A Friday with Susan

After learning about Brain Pickings a few months ago, I went in search of as many interviews with Maria Popova that I could find.  One of the names  she kept mentioning as inspiration was Susan Sontag.  She described Sontag as a prolific reader – one who read 8-9 hours each day – which caught my eye.
I’d never heard of Susan Sontag until then, but did a cursory search on her and found that she was quite controversial. It seems as though she is seen as un-American at times and pretentious at others.  This sometimes happens when women speak their own opinions, I am well aware.  But, after reading Joan Didion, I’m a bit concerned about reading another wealthy white woman wax poetic on the merits of art and artists.  I also don’t want to make the mistake of dismissing her because of that and she seems like a touchstone in literature, so I want to at least see what she’s all about.
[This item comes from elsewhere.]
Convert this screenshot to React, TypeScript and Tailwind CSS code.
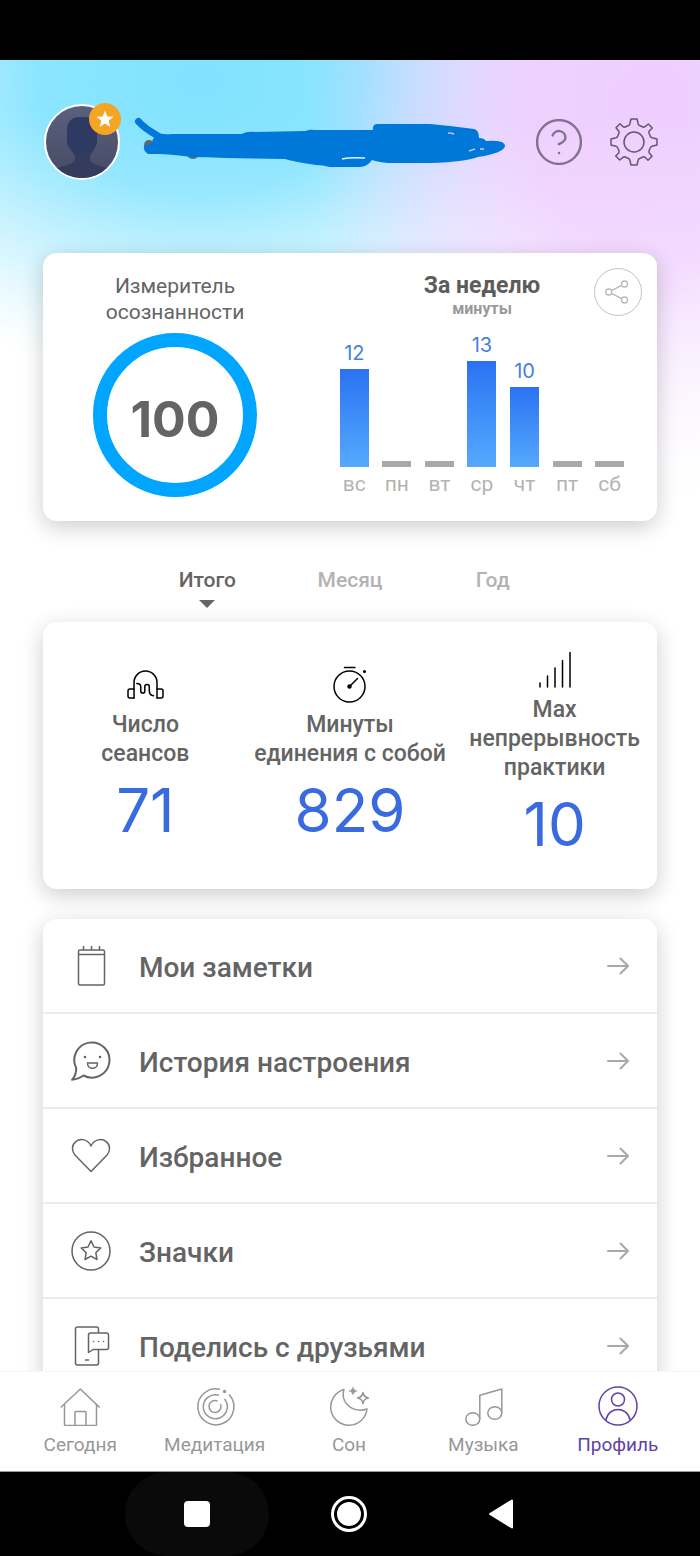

where-the-stress-fallsWhen I found Where the Stress Falls at the used bookstore this weekend, I was happy to grab it.  This was published in 2003, just a year before her death.  Here’s a brief description taken from Amazon:
“Thirty-five years after her first collection, the now classic Against Interpretation, America’s most important essayist has chosen more than forty longer and shorter pieces from the last twenty years. Divided into three sections, the first “Reading” includes ardent pieces on writers from her own private canon – Machado de Assis, Barthes, W. G. Sebald, Borges, Tsvetaeva, and Elizabeth Hardwick. In the second, “Seeing” she shares her passions for film, dance, photography, painting, opera, and theater. And in the final section, “There and Here” Sontag explores her own commitments to the work (and activism) of conscience and to the vocation of the writer.”
Lately I’ve been very interested in essays on writers and reading, but… “Machado de Assis, Barthes, W.G. Sebald, Borges, Tsvetaeva, and Elizabeth Hardwick.”
I’ve never heard of any of those people.  But I’m in a bit of a manic streak right now and reading about a bunch of writers that I’ve never heard of seems like just the ticket.  So I put on my brave hat and cracked open the book.
The first essay is called “A Poet’s Prose,” which was written in 1983.  It seems to be centered around Russian authors in the nineteenth and twentieth centuries, most specifically what makes one a prose writer and another a poet.  Her central premise seems to be that one can be a poet and a prose writer, but it is much harder to be a prose writer that writes poetry.  It’s almost as if she is elevating a poet to a much higher level of artistry.  She also outlines what she sees as a poet’s battle to define oneself as a poet, rather than a prose writer.
What’s difficult for me in essays is that I’ve always read them to regurgitate it for a paper or to have the “right” answer.  With this type of essay, I think I should examine it against what I know to be true about poetry.  I know nothing about poetry, so there you go.  For now, I will have to tuck this into my brain and try to remember it if I ever learn anything about poetry or poets and see how it stands up.
File this one away under “Things to Understand Later,” I suppose.
And besides, who cares?  I don’t think it’s fair to pass judgment after reading just one essay, so I won’t.  But I can see where the criticism of pretentiousness came from.  This seems to be continuing the hierarchical view of reading, readers, and writers.  It’s not enough to read books, they must be “good” books.  It’s not enough to read “good” books, they must be “works of art.”  It’s not enough to read “works of art,” you must read “poetry.”
It’s not enough to write, it must be prose.  It’s not enough to write prose, it must be poetry.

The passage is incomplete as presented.